JERUSALEM (Nov. 15)
Israel’s Parliament defeated today in heated debate four motions to amend the state security law of 1957 which had been criticized by Israel’s Supreme Court as untenable.
By a vote of 48 to 39, the Knesset beat back the motions after Prime Minister David Ben-Gurion defended the law as required by Israel’s unique security situation. The Prime Minister cited an opinion by Attorney General Gideon Hausner in favor of the law.
The measure, under which Mapam leader Aharon Cohen was convicted for espionage, had been described by Supreme Court Justice Moshe Landau as unreasonable.” The Justice had declared that “even concern for the security of the state cannot justify such a perversion of the accepted laws of evidence.”
Justice Landau, who expressed regret that the law obliged the high court to reject Cohen’s appeal from his conviction, had referred to provisions which require the accused person to disprove a presumption of guilt instead of putting the onus for proving guilt on the prosecution.

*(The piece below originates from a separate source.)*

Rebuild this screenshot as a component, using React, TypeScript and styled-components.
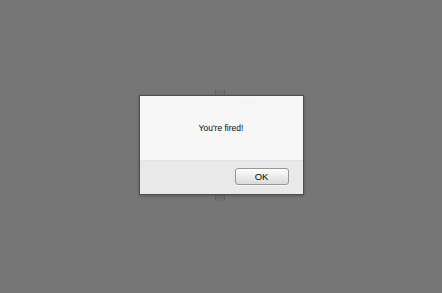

Opposition parties who fought to repeal or radically amend the law cited the court opinion. The Prime Minister countered with the opinion he obtained from the Attorney General. Before he read the opinion, the Prime Minister told the House that espionage was a most serious matter in Israel because vital information could reach hostile neighbors by way of friendly nations or innocent persons who meant no harm.
He then read the Attorney General’s opinion which said Justice Landau’s criticism was that of one judge and not of the court since Justice Zvi Berinson concurred in the dismissal of Cohen’s appeal and Judge Alfred Witkon, in holding for acquittal, did not raise the issue of the security law.
In sharp debate, the Prime Minister said he would not be “cowed” by the opinion of a Supreme Court judge since he was not a legislator, Menahem Beigin of the Herut party and Prof. Hans Klinghoffer of the Liberal party assailed the Prime Minister for accepting an opinion which took issue with a Supreme Court Justice, Beigin commented that the Supreme Court justices had no political ambitions but that the Attorney General might have them.